Table_1_Transcriptomic Analysis of Wheat Seedling Responses to the Systemic Acquired Resistance Inducer N-Hydroxypipecolic Acid.XLSX

The fungal pathogen Fusarium graminearum can cause destructive diseases on wheat, such as Fusarium head blight and Fusarium crown rot. However, a solution is still unavailable. Recently, N-hydroxypipecolic acid (NHP) was identified as a potent signaling molecule that is capable of inducing systemic acquired resistance to bacterial, oomycete, and fungal infection in several plant species.

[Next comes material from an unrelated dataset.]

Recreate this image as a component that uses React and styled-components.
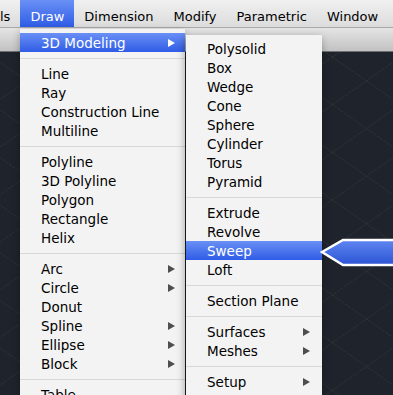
import React from 'react';
import styled, { createGlobalStyle } from 'styled-components';

const GlobalStyle = createGlobalStyle`
  html, body {
    margin: 0;
    padding: 0;
    background: #1f232b;
  }
`;

const Screen = styled.div`
  position: relative;
  width: 393px;
  height: 395px;
  overflow: hidden;
  font-family: "DejaVu Sans", "Noto Sans", sans-serif;
  background-color: #1f232b;
  background-image:
    repeating-linear-gradient(35deg, transparent 0 38px, rgba(255, 255, 255, 0.035) 38px 39px),
    repeating-linear-gradient(-35deg, transparent 0 38px, rgba(255, 255, 255, 0.035) 38px 39px);
`;

const MenuBar = styled.div`
  display: flex;
  height: 28px;
  align-items: stretch;
  background: linear-gradient(#f0f0f0, #dcdcdc);
  border-bottom: 1px solid #a9a9a9;
  box-sizing: border-box;
`;

const BarItem = styled.div`
  display: flex;
  align-items: center;
  padding: 5px 10px 0;
  margin-left: ${(p) => (p.$cut ? '-10px' : '0')};
  font-size: 13px;
  color: ${(p) => (p.$active ? '#fff' : '#000')};
  background: ${(p) => (p.$active ? 'linear-gradient(#6a90f5, #2f5ce6)' : 'transparent')};
`;

const ToolStrip = styled.div`
  height: 23px;
  background: linear-gradient(#e4e4e4, #c2c2c2);
  border-bottom: 1px solid #6d6f73;
`;

const Menu = styled.div`
  position: absolute;
  left: ${(p) => p.$left}px;
  top: ${(p) => p.$top}px;
  width: ${(p) => p.$width}px;
  padding-top: 4px;
  padding-bottom: 20px;
  background: #f3f3f3;
  box-shadow: ${(p) => (p.$sub ? '-1px 3px 8px rgba(0, 0, 0, 0.35)' : '0 3px 8px rgba(0, 0, 0, 0.3)')};
`;

const Row = styled.div`
  display: flex;
  align-items: center;
  justify-content: space-between;
  height: 19px;
  padding: 1px ${(p) => p.$right}px 0 21px;
  box-sizing: border-box;
  font-size: 13.5px;
  color: ${(p) => (p.$active ? '#fff' : '#000')};
  background: ${(p) => (p.$active ? 'linear-gradient(#6a90f5, #2f5ce6)' : 'transparent')};
  white-space: nowrap;
`;

const Arrow = styled.span`
  width: 0;
  height: 0;
  border-top: 4.5px solid transparent;
  border-bottom: 4.5px solid transparent;
  border-left: 7px solid ${(p) => (p.$light ? '#fff' : '#4e4e4e')};
`;

const Separator = styled.div`
  height: 12px;
  display: flex;
  align-items: center;

  &::after {
    content: '';
    flex: 1;
    height: 1px;
    background: #d8d8d8;
  }
`;

const Callout = styled.svg`
  position: absolute;
  left: 320px;
  top: 236px;
`;

const drawMenu = [
  [['3D Modeling', true, true]],
  [['Line'], ['Ray'], ['Construction Line'], ['Multiline']],
  [['Polyline'], ['3D Polyline'], ['Polygon'], ['Rectangle'], ['Helix']],
  [['Arc', true], ['Circle', true], ['Donut'], ['Spline', true], ['Ellipse', true], ['Block', true]],
  [['Table']],
];

const modelingMenu = [
  [['Polysolid'], ['Box'], ['Wedge'], ['Cone'], ['Sphere'], ['Cylinder'], ['Torus'], ['Pyramid']],
  [['Extrude'], ['Revolve'], ['Sweep', false, true], ['Loft']],
  [['Section Plane']],
  [['Surfaces', true], ['Meshes', true]],
  [['Setup', true]],
];

const MenuGroups = ({ groups, right }) =>
  groups.map((group, gi) => (
    <React.Fragment key={gi}>
      {gi > 0 && <Separator />}
      {group.map(([label, sub, active]) => (
        <Row key={label} $active={active} $right={right}>
          <span>{label}</span>
          {sub && <Arrow $light={active} />}
        </Row>
      ))}
    </React.Fragment>
  ));

const App = () => {
  return (
    <Screen>
      <GlobalStyle />
      <MenuBar>
        <BarItem $cut>ls</BarItem>
        <BarItem $active>Draw</BarItem>
        <BarItem>Dimension</BarItem>
        <BarItem>Modify</BarItem>
        <BarItem>Parametric</BarItem>
        <BarItem>Window</BarItem>
      </MenuBar>
      <ToolStrip />

      <Menu $left={20} $top={29} $width={165}>
        <MenuGroups groups={drawMenu} right={10} />
      </Menu>

      <Menu $left={186} $top={35} $width={136} $sub>
        <MenuGroups groups={modelingMenu} right={12} />
      </Menu>

      <Callout width="73" height="34" viewBox="0 0 73 34">
        <defs>
          <linearGradient id="calloutFill" x1="0" y1="0" x2="0" y2="1">
            <stop offset="0" stopColor="#5f86f0" />
            <stop offset="1" stopColor="#2b54d6" />
          </linearGradient>
        </defs>
        <polygon
          points="2,16 23,4 80,4 80,29 23,29"
          fill="url(#calloutFill)"
          stroke="#fff"
          strokeWidth="2.5"
          strokeLinejoin="miter"
        />
      </Callout>
    </Screen>
  );
};

export default App;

However, it is not clear whether NHP works in wheat to resist F. graminearum infection or how NHP affects wheat gene expression. In this report, we showed that pretreatment with NHP moderately increased wheat seedling resistance to F. graminearum. Using RNA sequencing, we found that 17% of wheat-expressed genes were significantly affected by NHP treatment. The genes encoding nucleotide-binding leucine-rich repeat immune receptors were significantly overrepresented in the group of genes upregulated by NHP treatment, while the genes encoding receptor-like kinases were not. Our results suggested that NHP treatment sensitizes a subset of the immune surveillance system in wheat seedlings, thereby facilitating wheat defense against F. graminearum infection.

禾谷镰孢菌（Fusarium graminearum）可引发小麦多种毁灭性病害，如赤霉病（Fusarium head blight）与小麦茎基腐病（Fusarium crown rot），目前尚无有效的防治方案。近期研究发现，N-羟基哌啶酸（N-hydroxypipecolic acid, NHP）是一种强效信号分子，能够在多种植物中诱导对细菌、卵菌及真菌侵染的系统获得性抗性（systemic acquired resistance）。但目前尚不清楚NHP是否能在小麦中抵御禾谷镰孢菌侵染，亦不明确其如何调控小麦基因的表达。本研究显示，经NHP预处理可适度提升小麦幼苗对禾谷镰孢菌的抗性。通过RNA测序（RNA sequencing）分析，我们发现NHP处理可显著影响17%的小麦表达基因。经NHP处理上调的基因中，编码核苷酸结合富亮氨酸重复序列免疫受体（nucleotide-binding leucine-rich repeat immune receptors, NLR）的基因显著富集，而编码类受体激酶的基因则未出现此类富集特征。本研究结果表明，NHP处理可强化小麦幼苗免疫监控系统的部分通路，从而增强小麦对禾谷镰孢菌侵染的防御能力。